Step 7: Pick an orientation
Prior to driving into the spot your scout selected, you want to discuss what way you want to park the vehicle. Generally most people will end up North / South because after the short drive leaving the beach to go into the dunes you will need to turn North or South to drive parralel to the beach once you are far enough in. This orientation is find but beware that on windier days, the sand will rip underneath your vehicle and trailer and can actually erode the sand out from under the tires. This is why some people bring boards to try to prevent this from happening. The nice part about this orientation is your vehicle will provide a nice wind break to setup camp on the leeward side.
On the other hand, if you end up stopping with your rig pointed East (heading into the dunes) it will better protect that shiny paint job of your rig on windier days by having your trailer act as a wind break. The problem with this orientation is that you won't get much shelter from the wind to setup camp and generally if you are pointed Easy, you are driving up hill and so getting started again might be a challenge.
Step 8: Park and Setup Camp
Getting to your spot is a challenge and if you did it right, you hopefully made it before midnight. If by some chance you get stuck on the way there consider sleeping it off where you got stuck (assuming you aren't near the water) and wait till morning.
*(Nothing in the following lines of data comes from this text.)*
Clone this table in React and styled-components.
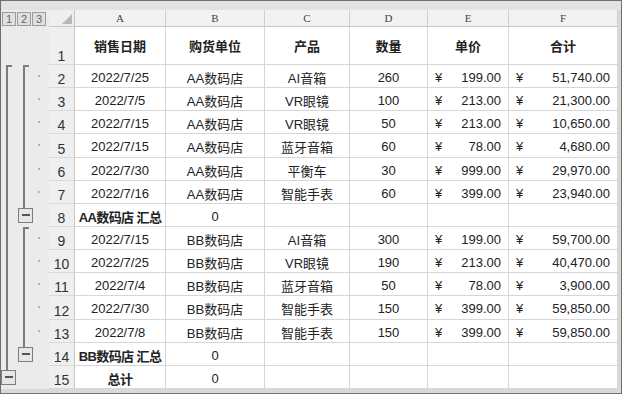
import React from "react";
import styled, { createGlobalStyle } from "styled-components";

const COLS = "48px 26px 91px 99px 85px 78px 81px 109px";
const LINE = "#d6d6d6";

const GlobalStyle = createGlobalStyle`
  html, body {
    margin: 0;
    padding: 0;
    background: #ffffff;
  }
  * {
    box-sizing: border-box;
  }
`;

const rows = [
  { n: 2, lv1: "start", lv2: "start", dot: true, d: ["2022/7/25", "AA数码店", "AI音箱", "260", "199.00", "51,740.00"] },
  { n: 3, lv1: "line", lv2: "line", dot: true, d: ["2022/7/5", "AA数码店", "VR眼镜", "100", "213.00", "21,300.00"] },
  { n: 4, lv1: "line", lv2: "line", dot: true, d: ["2022/7/15", "AA数码店", "VR眼镜", "50", "213.00", "10,650.00"] },
  { n: 5, lv1: "line", lv2: "line", dot: true, d: ["2022/7/15", "AA数码店", "蓝牙音箱", "60", "78.00", "4,680.00"] },
  { n: 6, lv1: "line", lv2: "line", dot: true, d: ["2022/7/30", "AA数码店", "平衡车", "30", "999.00", "29,970.00"] },
  { n: 7, lv1: "line", lv2: "line", dot: true, d: ["2022/7/16", "AA数码店", "智能手表", "60", "399.00", "23,940.00"] },
  { n: 8, lv1: "line", lv2: "button", total: "AA数码店 汇总" },
  { n: 9, lv1: "line", lv2: "start", dot: true, d: ["2022/7/15", "BB数码店", "AI音箱", "300", "199.00", "59,700.00"] },
  { n: 10, lv1: "line", lv2: "line", dot: true, d: ["2022/7/25", "BB数码店", "VR眼镜", "190", "213.00", "40,470.00"] },
  { n: 11, lv1: "line", lv2: "line", dot: true, d: ["2022/7/4", "BB数码店", "蓝牙音箱", "50", "78.00", "3,900.00"] },
  { n: 12, lv1: "line", lv2: "line", dot: true, d: ["2022/7/30", "BB数码店", "智能手表", "150", "399.00", "59,850.00"] },
  { n: 13, lv1: "line", lv2: "line", dot: true, d: ["2022/7/8", "BB数码店", "智能手表", "150", "399.00", "59,850.00"] },
  { n: 14, lv1: "line", lv2: "button", total: "BB数码店 汇总" },
  { n: 15, lv1: "button", lv2: "none", total: "总计" },
];

const Frame = styled.div`
  width: 622px;
  height: 394px;
  border: 1px solid #6f6f6f;
  background: #d9d9d9;
  padding: 0 3px 4px 0;
  display: flex;
  flex-direction: column;
  font-family: "Liberation Sans", "Noto Sans CJK SC", sans-serif;
`;

const TopBand = styled.div`
  height: 9px;
  background: #e2e2e2;
  margin-right: -3px;
`;

const Sheet = styled.div`
  display: flex;
  flex-direction: column;
  background: #ffffff;
`;

const Row = styled.div`
  display: grid;
  grid-template-columns: ${COLS};
  height: ${(p) => p.$h}px;
`;

const Outline = styled.div`
  display: flex;
  background: #ebebeb;
  padding-left: ${(p) => (p.$head ? 1 : 0)}px;
  gap: ${(p) => (p.$head ? 1 : 0)}px;
  padding-top: ${(p) => (p.$head ? 2 : 0)}px;
`;

const LevelBtn = styled.div`
  width: 14px;
  height: 14px;
  border: 1px solid #9c9c9c;
  background: #e0e0e0;
  color: #666666;
  font-size: 11px;
  line-height: 12px;
  text-align: center;
`;

const Lane = styled.div`
  position: relative;
  width: ${(p) => p.$w}px;
  flex: none;
`;

const VLine = styled.div`
  position: absolute;
  left: 5px;
  top: 0;
  width: 2px;
  height: ${(p) => p.$h || "100%"};
  background: #7c7c7c;
`;

const Tick = styled.div`
  position: absolute;
  left: 5px;
  top: 0;
  width: 6px;
  height: 2px;
  background: #7c7c7c;
`;

const MinusBtn = styled.div`
  position: absolute;
  left: ${(p) => p.$left}px;
  top: ${(p) => p.$top}px;
  width: 15px;
  height: 15px;
  border: 1px solid #7d7d7d;
  background: #e6e6e6;
  display: flex;
  align-items: center;
  justify-content: center;

  &::after {
    content: "";
    width: 8px;
    height: 2px;
    background: #555555;
  }
`;

const Dot = styled.div`
  position: absolute;
  left: 5px;
  top: 10px;
  width: 2px;
  height: 2px;
  background: #b3b3b3;
`;

const Corner = styled.div`
  background: #efefef;
  border-right: 1px solid #c6c6c6;
  border-bottom: 1px solid #c6c6c6;
  display: flex;
  align-items: flex-end;
  justify-content: flex-end;
  padding: 0 2px 2px 0;
`;

const ColHead = styled.div`
  background: #f2f2f2;
  border-right: 1px solid #cfcfcf;
  border-bottom: 1px solid #c6c6c6;
  display: flex;
  align-items: center;
  justify-content: center;
  font-family: "Liberation Serif", serif;
  font-size: 11px;
  color: #444444;
`;

const RowNum = styled.div`
  background: #efefef;
  border-right: 1px solid #c6c6c6;
  border-bottom: 1px solid #d9d9d9;
  display: flex;
  align-items: flex-end;
  justify-content: center;
  font-size: 14px;
  line-height: 16px;
  color: #333333;
`;

const Cell = styled.div`
  border-right: 1px solid ${LINE};
  border-bottom: 1px solid ${LINE};
  display: flex;
  align-items: center;
  justify-content: ${(p) => p.$justify || "center"};
  padding: ${(p) => (p.$bold && p.$head ? "0 4px" : "3px 7px 0")};
  font-size: 13px;
  font-weight: ${(p) => (p.$bold ? 700 : 400)};
  letter-spacing: ${(p) => (p.$tight ? "-0.6px" : "normal")};
  color: #222222;
  white-space: nowrap;
  overflow: visible;
  position: relative;
  z-index: ${(p) => (p.$tight ? 1 : 0)};
`;

const Currency = ({ value }) => (
  <Cell $justify="space-between">
    <span>¥</span>
    <span>{value}</span>
  </Cell>
);

const OutlineLane = ({ kind, w, btnLeft }) => (
  <Lane $w={w}>
    {kind === "start" && (
      <>
        <Tick />
        <VLine />
      </>
    )}
    {kind === "line" && <VLine />}
    {kind === "button" && (
      <>
        <VLine $h="4px" />
        <MinusBtn $left={btnLeft} $top={4} />
      </>
    )}
  </Lane>
);

const Triangle = () => (
  <svg width="10" height="10" viewBox="0 0 10 10">
    <polygon points="10,0 10,10 0,10" fill="#b9b9b9" />
  </svg>
);

export default function App() {
  const rowH = 324 / 14;
  return (
    <>
      <GlobalStyle />
      <Frame>
        <TopBand />
        <Sheet>
          <Row $h={17}>
            <Outline $head>
              <LevelBtn>1</LevelBtn>
              <LevelBtn>2</LevelBtn>
              <LevelBtn>3</LevelBtn>
            </Outline>
            <Corner>
              <Triangle />
            </Corner>
            {["A", "B", "C", "D", "E", "F"].map((c) => (
              <ColHead key={c}>{c}</ColHead>
            ))}
          </Row>
          <Row $h={38}>
            <Outline />
            <RowNum>1</RowNum>
            {["销售日期", "购货单位", "产品", "数量", "单价", "合计"].map((t) => (
              <Cell key={t} $bold $head>
                {t}
              </Cell>
            ))}
          </Row>
          {rows.map((r) => (
            <Row key={r.n} $h={rowH}>
              <Outline>
                <OutlineLane kind={r.lv1} w={17} btnLeft={0} />
                <OutlineLane kind={r.lv2} w={15} btnLeft={0} />
                <Lane $w={16}>{r.dot && <Dot />}</Lane>
              </Outline>
              <RowNum>{r.n}</RowNum>
              {r.d ? (
                <>
                  <Cell>{r.d[0]}</Cell>
                  <Cell>{r.d[1]}</Cell>
                  <Cell>{r.d[2]}</Cell>
                  <Cell>{r.d[3]}</Cell>
                  <Currency value={r.d[4]} />
                  <Currency value={r.d[5]} />
                </>
              ) : (
                <>
                  <Cell $bold $tight>
                    {r.total}
                  </Cell>
                  <Cell>0</Cell>
                  <Cell />
                  <Cell />
                  <Cell />
                  <Cell />
                </>
              )}
            </Row>
          ))}
        </Sheet>
      </Frame>
    </>
  );
}
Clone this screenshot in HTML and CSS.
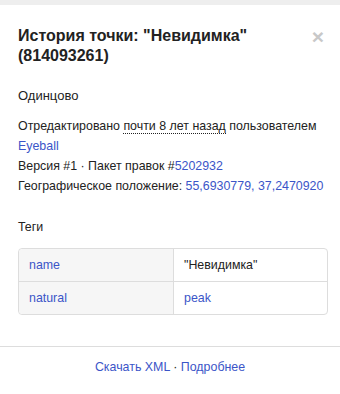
FILE: index.html
```html
<!DOCTYPE html>
<html lang="ru">
  <head>
    <meta charset="UTF-8" />
    <title>История точки</title>
    <link rel="stylesheet" href="styles.css">
  </head>
  <body>
    <div class="topbar"></div>
    <div class="sidebar">
      <div class="header">
        <h2>История точки: "Невидимка" (814093261)</h2>
        <a class="close" href="#">&times;</a>
      </div>
      <div class="content">
        <p class="comment">Одинцово</p>
        <div class="details">
          Отредактировано <abbr title="2015">почти 8 лет назад</abbr> пользователем
          <a href="#">Eyeball</a><br />
          Версия #1 · Пакет правок #<a href="#">5202932</a><br />
          Географическое положение: <a href="#">55,6930779, 37,2470920</a>
        </div>

        <h4>Теги</h4>
        <table class="tags">
          <tr>
            <th><a href="#">name</a></th>
            <td>"Невидимка"</td>
          </tr>
          <tr>
            <th><a href="#">natural</a></th>
            <td><a href="#">peak</a></td>
          </tr>
        </table>
      </div>
      <div class="footer">
        <a href="#">Скачать XML</a> · <a href="#">Подробнее</a>
      </div>
    </div>
  </body>
</html>
```

FILE: styles.css
```css
body {
  font-family: "Liberation Sans", Arial, sans-serif;
  font-size: 12.4px;
  margin: 0;
  padding: 0;
  color: #222;
  background: #fff;
}
a {
  color: #3b55c8;
  text-decoration: none;
}
.topbar {
  height: 5px;
  background-color: #eee;
}
.header {
  display: flex;
  justify-content: space-between;
  align-items: flex-start;
  padding: 21px 16px 0 18px;
}
.header h2 {
  margin: 0;
  font-size: 16px;
  line-height: 20px;
  font-weight: bold;
  width: 260px;
}
.close {
  color: #c8c8c8;
  font-size: 21px;
  font-weight: bold;
  line-height: 22px;
}
.content {
  padding: 0 12px 0 18px;
}
.comment {
  margin: 20px 0 0 0;
  font-size: 13px;
  line-height: 20px;
}
.details {
  margin-top: 10px;
  line-height: 20px;
}
abbr {
  text-decoration: none;
  border-bottom: 1px dotted #222;
}
h4 {
  margin: 21px 0 0 0;
  font-size: 12.4px;
  font-weight: normal;
  line-height: 20px;
}
.tags {
  margin-top: 11px;
  width: 310px;
  border-collapse: separate;
  border-spacing: 0;
  border: 1px solid #ddd;
  border-radius: 4px;
}
.tags th,
.tags td {
  height: 32px;
  padding: 0 10px;
  text-align: left;
  font-weight: normal;
}
.tags th {
  width: 134px;
  background-color: #f6f6f6;
  border-right: 1px solid #ddd;
}
.tags tr:first-child th,
.tags tr:first-child td {
  border-bottom: 1px solid #ddd;
}
.tags tr:first-child th {
  border-top-left-radius: 4px;
}
.tags tr:last-child th {
  border-bottom-left-radius: 4px;
}
.footer {
  margin-top: 31px;
  border-top: 1px solid #ddd;
  padding-top: 12px;
  text-align: center;
  line-height: 16px;
}
```
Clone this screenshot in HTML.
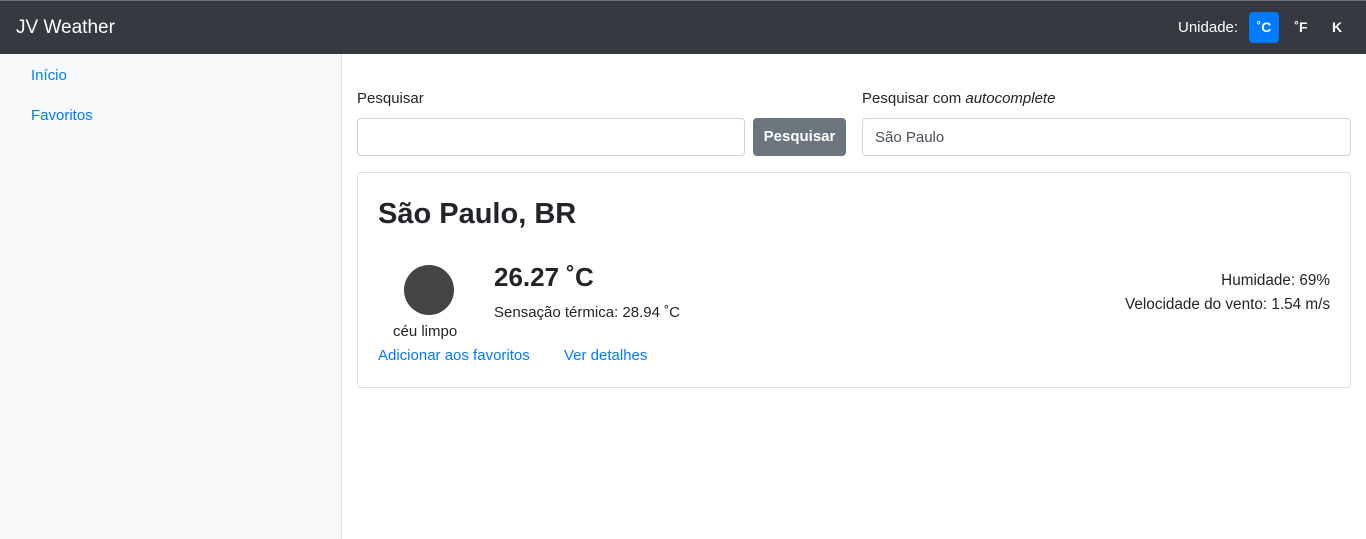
<!DOCTYPE html>
<html><head><meta charset="utf-8"><style>
*{box-sizing:border-box;margin:0;padding:0}
body{width:1366px;height:539px;overflow:hidden;font-family:"Liberation Sans",sans-serif;font-size:15px;color:#212529;background:#fff;position:relative}
.nav{position:absolute;left:0;top:0;width:1366px;height:54px;background:#343a40;border-top:1px solid #6c7177}
.brand{position:absolute;left:16px;top:16px;color:#fff;font-size:19px}
.unid{position:absolute;left:1178px;top:18px;color:#fff;font-size:15px}
.u{position:absolute;top:11px;width:30px;height:31px;border-radius:4px;color:#fff;font-weight:bold;font-size:14px;text-align:center;line-height:31px}
.side{position:absolute;left:0;top:54px;width:342px;height:485px;background:#f8f9fa;border-right:1px solid #dee2e6}
.side a{position:absolute;left:31px;color:#007bff;text-decoration:none;font-size:15px}
.lbl{position:absolute;top:90px;font-size:15px}
.inp{position:absolute;top:118px;height:38px;border:1px solid #ced4da;border-radius:4px;background:#fff;padding:0 12px;line-height:38px;font-size:15px;color:#495057}
.btn{position:absolute;left:753px;top:118px;width:93px;height:38px;background:#6c757d;border-radius:4px;color:#fff;font-size:15px;text-align:center;line-height:38px;font-weight:bold}
.card{position:absolute;left:357px;top:172px;width:994px;height:216px;border:1px solid #dfdfdf;border-radius:4px}
.a{color:#007bff;position:absolute;font-size:15px}
</style></head><body>
<div class="nav"><div class="brand">JV Weather</div><div class="unid">Unidade:</div>
<div class="u" style="left:1249px;background:#007bff">˚C</div>
<div class="u" style="left:1286px">˚F</div>
<div class="u" style="left:1322px">K</div></div>
<div class="side"><a style="top:13px">Início</a><a style="top:53px">Favoritos</a></div>
<div class="lbl" style="left:357px">Pesquisar</div>
<div class="lbl" style="left:862px">Pesquisar com <i>autocomplete</i></div>
<div class="inp" style="left:357px;width:388px"></div>
<div class="btn">Pesquisar</div>
<div class="inp" style="left:862px;width:489px">São Paulo</div>
<div class="card">
<div style="position:absolute;left:20px;top:25px;font-size:29px;font-weight:bold">São Paulo, BR</div>
<div style="position:absolute;left:46px;top:92px;width:50px;height:50px;border-radius:50%;background:#444"></div>
<div style="position:absolute;left:35px;top:150px">céu limpo</div>
<div style="position:absolute;left:136px;top:89px;font-size:26px;font-weight:bold">26.27 ˚C</div>
<div style="position:absolute;left:136px;top:131px;font-size:15px">Sensação térmica: 28.94 ˚C</div>
<div style="position:absolute;right:20px;top:96px;text-align:right;line-height:24px;font-size:15.3px">Humidade: 69%<br>Velocidade do vento: 1.54 m/s</div>
<div class="a" style="left:20px;top:174px">Adicionar aos favoritos</div>
<div class="a" style="left:206px;top:174px">Ver detalhes</div>
</div>
</body></html>
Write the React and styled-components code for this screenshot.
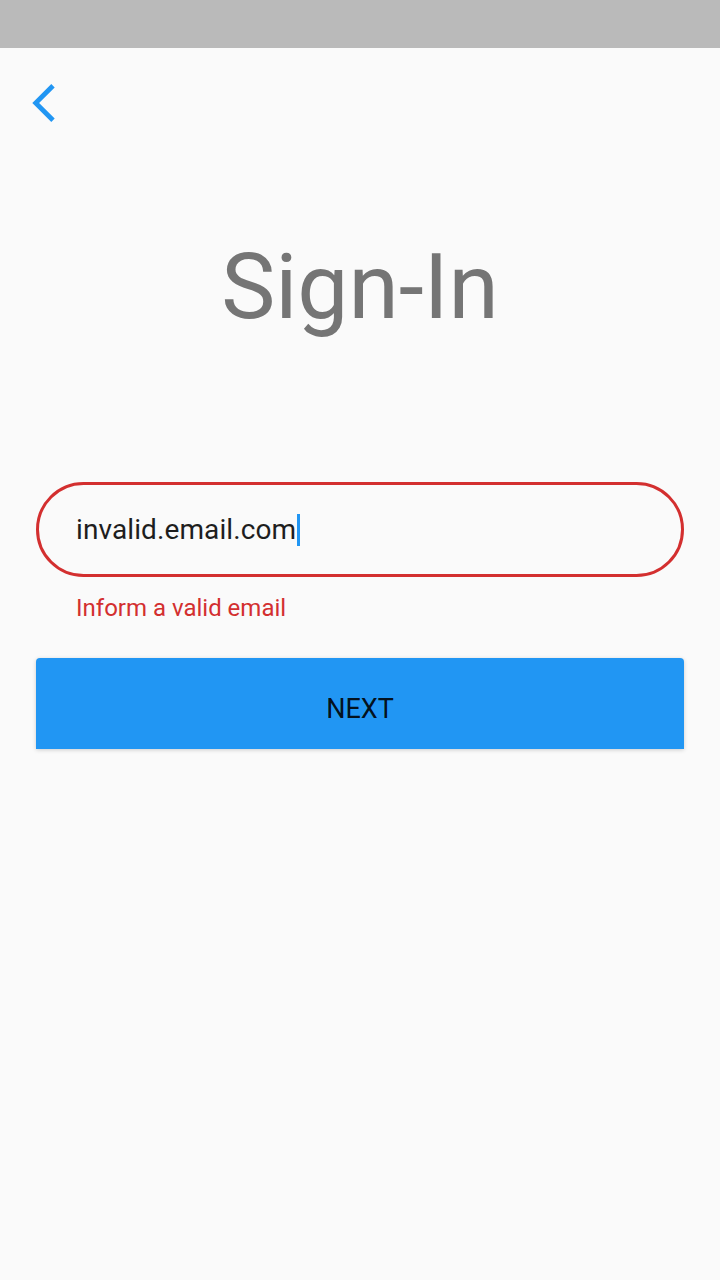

Trying to get unstuck in the dark when you are cold and tired isn't very fun. If when driving in you got some salt water on your rig (usually from a rogue wave) then take some time to rinse down the truck where you got splashed.
If you got to your spot during the day, don't expect to get much peace and quite till around 11pm. Many people will ride out in the dunes during the night pretty much all hours. Best to relax in front of the fire pit (you brought a gass fire pit right?) have a drink, eat some food and look forward to the awesome day your going to have tomorrow!